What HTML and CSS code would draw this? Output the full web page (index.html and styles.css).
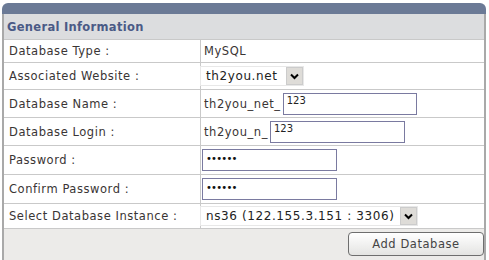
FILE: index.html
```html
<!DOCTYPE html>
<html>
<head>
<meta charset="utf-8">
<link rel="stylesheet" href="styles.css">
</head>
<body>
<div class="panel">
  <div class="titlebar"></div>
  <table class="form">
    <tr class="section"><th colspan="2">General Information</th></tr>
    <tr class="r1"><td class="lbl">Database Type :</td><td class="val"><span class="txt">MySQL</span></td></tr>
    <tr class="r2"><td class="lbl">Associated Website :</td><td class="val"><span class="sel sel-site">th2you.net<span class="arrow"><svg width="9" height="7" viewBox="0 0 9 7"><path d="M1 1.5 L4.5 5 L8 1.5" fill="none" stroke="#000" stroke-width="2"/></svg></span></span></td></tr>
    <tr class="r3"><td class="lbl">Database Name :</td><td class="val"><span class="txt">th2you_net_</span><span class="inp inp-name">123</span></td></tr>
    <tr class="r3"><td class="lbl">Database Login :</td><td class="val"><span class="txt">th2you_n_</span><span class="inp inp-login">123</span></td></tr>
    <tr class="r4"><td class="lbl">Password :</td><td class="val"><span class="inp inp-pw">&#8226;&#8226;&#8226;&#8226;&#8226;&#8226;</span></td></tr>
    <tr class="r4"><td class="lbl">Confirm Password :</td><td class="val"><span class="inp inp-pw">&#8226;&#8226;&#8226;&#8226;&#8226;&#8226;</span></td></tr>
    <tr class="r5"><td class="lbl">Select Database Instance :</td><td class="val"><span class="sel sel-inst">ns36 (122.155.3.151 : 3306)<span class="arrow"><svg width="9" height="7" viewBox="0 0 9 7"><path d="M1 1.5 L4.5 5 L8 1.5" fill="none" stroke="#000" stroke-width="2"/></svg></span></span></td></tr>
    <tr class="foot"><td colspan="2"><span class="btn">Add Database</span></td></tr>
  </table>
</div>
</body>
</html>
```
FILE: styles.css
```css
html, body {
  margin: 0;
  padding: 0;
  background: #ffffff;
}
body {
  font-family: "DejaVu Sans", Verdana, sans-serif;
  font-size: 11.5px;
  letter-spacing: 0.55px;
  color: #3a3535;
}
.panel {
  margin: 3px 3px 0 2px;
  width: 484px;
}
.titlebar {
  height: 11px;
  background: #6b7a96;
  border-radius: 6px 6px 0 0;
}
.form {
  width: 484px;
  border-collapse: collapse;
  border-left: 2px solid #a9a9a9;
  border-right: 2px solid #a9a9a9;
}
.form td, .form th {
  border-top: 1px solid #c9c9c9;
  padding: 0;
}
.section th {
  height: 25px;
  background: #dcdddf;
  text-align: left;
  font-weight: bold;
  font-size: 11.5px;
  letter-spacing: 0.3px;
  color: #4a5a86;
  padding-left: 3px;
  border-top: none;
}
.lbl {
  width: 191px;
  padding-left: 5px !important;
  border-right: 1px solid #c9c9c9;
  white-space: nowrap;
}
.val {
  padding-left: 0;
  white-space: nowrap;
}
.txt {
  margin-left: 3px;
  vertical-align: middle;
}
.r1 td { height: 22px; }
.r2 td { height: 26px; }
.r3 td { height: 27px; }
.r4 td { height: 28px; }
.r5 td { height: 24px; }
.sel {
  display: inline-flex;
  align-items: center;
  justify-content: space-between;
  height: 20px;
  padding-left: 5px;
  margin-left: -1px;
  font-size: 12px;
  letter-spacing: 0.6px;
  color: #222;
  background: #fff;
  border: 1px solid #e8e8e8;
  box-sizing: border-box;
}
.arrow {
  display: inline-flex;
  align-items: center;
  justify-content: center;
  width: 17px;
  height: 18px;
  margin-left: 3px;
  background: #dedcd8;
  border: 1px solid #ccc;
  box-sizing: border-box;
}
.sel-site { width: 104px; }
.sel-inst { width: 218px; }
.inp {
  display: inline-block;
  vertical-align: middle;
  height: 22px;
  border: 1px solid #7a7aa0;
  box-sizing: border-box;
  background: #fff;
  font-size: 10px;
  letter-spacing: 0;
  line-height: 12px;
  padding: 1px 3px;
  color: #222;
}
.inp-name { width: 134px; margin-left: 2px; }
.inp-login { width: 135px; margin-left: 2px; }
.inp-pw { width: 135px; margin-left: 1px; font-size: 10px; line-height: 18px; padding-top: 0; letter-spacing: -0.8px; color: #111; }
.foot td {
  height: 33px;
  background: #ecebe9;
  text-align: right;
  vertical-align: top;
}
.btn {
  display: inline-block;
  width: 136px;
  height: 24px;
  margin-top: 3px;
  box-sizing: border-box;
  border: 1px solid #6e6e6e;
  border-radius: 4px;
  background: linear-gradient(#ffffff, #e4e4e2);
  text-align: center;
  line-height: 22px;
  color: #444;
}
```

--

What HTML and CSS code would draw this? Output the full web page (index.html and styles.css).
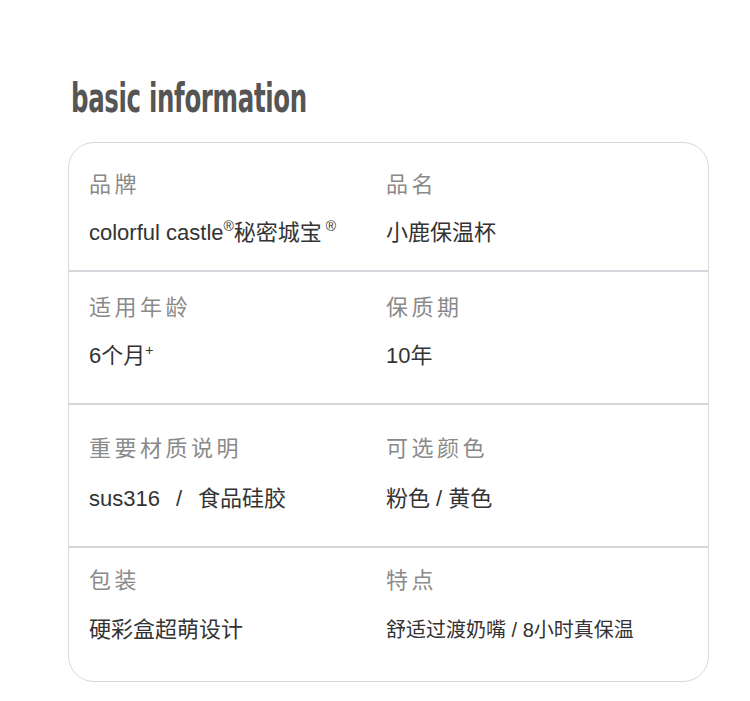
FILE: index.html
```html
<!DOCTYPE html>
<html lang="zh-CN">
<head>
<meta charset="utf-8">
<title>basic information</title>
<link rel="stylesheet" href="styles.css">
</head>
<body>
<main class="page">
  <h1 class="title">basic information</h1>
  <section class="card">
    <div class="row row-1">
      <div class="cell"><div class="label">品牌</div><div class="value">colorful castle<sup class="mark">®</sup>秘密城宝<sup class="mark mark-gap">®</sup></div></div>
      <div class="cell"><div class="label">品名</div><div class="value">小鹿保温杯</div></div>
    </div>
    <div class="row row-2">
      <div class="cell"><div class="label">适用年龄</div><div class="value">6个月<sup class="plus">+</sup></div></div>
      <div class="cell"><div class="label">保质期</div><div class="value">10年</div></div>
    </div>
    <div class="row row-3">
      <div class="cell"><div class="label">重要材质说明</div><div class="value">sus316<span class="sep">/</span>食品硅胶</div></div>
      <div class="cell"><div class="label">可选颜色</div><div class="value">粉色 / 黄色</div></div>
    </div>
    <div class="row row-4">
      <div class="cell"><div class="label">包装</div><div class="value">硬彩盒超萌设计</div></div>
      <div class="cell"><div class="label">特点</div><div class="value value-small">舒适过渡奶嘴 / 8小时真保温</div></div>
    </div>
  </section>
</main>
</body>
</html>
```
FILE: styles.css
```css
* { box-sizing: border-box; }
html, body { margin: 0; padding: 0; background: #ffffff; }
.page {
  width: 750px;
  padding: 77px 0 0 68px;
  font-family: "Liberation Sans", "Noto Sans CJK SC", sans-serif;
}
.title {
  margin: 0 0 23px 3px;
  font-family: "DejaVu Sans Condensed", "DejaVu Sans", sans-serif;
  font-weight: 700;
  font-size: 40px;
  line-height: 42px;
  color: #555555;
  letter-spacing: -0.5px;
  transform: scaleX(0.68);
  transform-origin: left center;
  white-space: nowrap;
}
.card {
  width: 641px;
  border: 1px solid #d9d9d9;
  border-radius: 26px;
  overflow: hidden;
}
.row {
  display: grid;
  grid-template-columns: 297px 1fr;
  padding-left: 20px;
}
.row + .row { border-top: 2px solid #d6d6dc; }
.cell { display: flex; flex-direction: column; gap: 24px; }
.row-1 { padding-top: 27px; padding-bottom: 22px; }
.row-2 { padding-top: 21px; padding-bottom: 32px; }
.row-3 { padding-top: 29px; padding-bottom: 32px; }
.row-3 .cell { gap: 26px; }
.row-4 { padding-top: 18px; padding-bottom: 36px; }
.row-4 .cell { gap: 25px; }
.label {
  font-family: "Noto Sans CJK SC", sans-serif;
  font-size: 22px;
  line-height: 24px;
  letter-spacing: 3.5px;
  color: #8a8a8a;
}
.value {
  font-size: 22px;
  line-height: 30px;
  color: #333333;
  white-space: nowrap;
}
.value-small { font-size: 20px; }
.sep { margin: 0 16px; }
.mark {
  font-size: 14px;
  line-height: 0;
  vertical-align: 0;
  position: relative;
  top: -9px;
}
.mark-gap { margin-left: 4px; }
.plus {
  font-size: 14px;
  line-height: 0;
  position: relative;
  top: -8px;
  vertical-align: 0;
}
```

* * *

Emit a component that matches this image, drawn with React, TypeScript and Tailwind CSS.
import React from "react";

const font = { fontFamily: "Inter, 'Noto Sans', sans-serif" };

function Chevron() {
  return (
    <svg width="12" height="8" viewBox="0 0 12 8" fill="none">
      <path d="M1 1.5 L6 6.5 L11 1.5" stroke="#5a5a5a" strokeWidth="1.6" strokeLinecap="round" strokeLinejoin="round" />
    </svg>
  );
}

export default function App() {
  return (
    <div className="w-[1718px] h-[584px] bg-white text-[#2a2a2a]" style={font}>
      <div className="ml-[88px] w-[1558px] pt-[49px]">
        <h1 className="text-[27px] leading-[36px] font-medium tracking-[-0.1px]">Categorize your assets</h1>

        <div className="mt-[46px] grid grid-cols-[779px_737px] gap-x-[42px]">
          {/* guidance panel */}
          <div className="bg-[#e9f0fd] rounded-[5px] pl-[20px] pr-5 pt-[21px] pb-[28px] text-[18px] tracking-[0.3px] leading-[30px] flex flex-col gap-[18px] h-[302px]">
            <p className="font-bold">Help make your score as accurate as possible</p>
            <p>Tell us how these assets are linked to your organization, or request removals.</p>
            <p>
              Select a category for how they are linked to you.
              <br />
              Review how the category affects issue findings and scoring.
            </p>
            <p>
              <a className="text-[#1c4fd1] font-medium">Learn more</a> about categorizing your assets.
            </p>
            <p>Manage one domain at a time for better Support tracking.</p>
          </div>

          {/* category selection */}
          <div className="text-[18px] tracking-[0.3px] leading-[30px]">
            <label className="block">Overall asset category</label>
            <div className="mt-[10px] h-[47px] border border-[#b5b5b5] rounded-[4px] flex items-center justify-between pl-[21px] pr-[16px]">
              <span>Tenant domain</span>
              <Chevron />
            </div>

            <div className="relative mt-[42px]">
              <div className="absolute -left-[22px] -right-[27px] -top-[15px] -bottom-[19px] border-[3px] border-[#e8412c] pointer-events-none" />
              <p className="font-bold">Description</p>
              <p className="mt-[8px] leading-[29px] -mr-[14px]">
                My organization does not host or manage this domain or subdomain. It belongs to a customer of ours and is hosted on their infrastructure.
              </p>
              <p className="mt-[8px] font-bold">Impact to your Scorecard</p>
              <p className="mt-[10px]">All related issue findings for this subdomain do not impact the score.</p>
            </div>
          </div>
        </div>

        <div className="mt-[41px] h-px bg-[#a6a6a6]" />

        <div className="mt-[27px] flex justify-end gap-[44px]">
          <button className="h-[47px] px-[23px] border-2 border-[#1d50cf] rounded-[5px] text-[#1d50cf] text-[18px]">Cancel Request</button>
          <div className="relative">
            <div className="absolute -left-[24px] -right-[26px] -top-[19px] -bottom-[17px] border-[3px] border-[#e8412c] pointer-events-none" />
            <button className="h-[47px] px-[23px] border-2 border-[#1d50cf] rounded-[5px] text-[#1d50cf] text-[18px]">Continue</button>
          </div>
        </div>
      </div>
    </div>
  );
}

▶ [Task requirements]:
Identify each line holding the string "React", and copy it out.

▶ [Final result]:
Emit a component that matches this image, drawn with React, TypeScript and Tailwind CSS.
import React from "react";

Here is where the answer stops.